Alison Graham-Bertolini

Professor & Director of Graduate Studies

Faculty

English

Alison Graham-Bertolini looking confidently at camera.

I am an professor with a joint appointment in English and Women and Gender Studies. I earned my Master’s of Liberal Arts degree from the University of Pennsylvania, and received my doctorate in English Literature from Louisiana State University.

My first book, Vigilante Women in Contemporary American Fiction, was published by Palgrave Macmillan in 2011. Vigilante Women focuses on female characters who refuse to accept injustice.

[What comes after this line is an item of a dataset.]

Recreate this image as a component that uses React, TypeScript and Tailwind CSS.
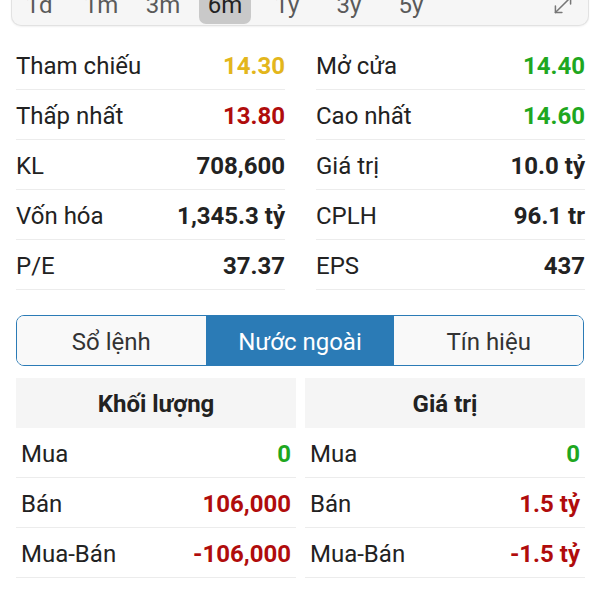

In the text I argue that vigilante heroines act to remedy violence that women experience on a daily basis: domestic violence, restrictive laws, and lack of political recourse, for example.

Moreover, the authors that I study (Zora Neale Hurston, Shirley Ann Grau, Eudora Welty, Carson McCullers, & Toni Morrison, among others) challenge ingrained social expectations, creating a more inclusive space for law, morality, and civility to flourish.

I believe that the vigilante characters of these novels model how acts of illegal resistance are representative of the larger movement toward equal rights in American culture, which makes the texts upon which I focus especially relevant and compelling for students.

When I’m not reading, writing, or researching, I devote my time to my adored family. Together we are learning about life on the Great Plains—traveling, hiking, exploring, shoveling, and playing in the snow.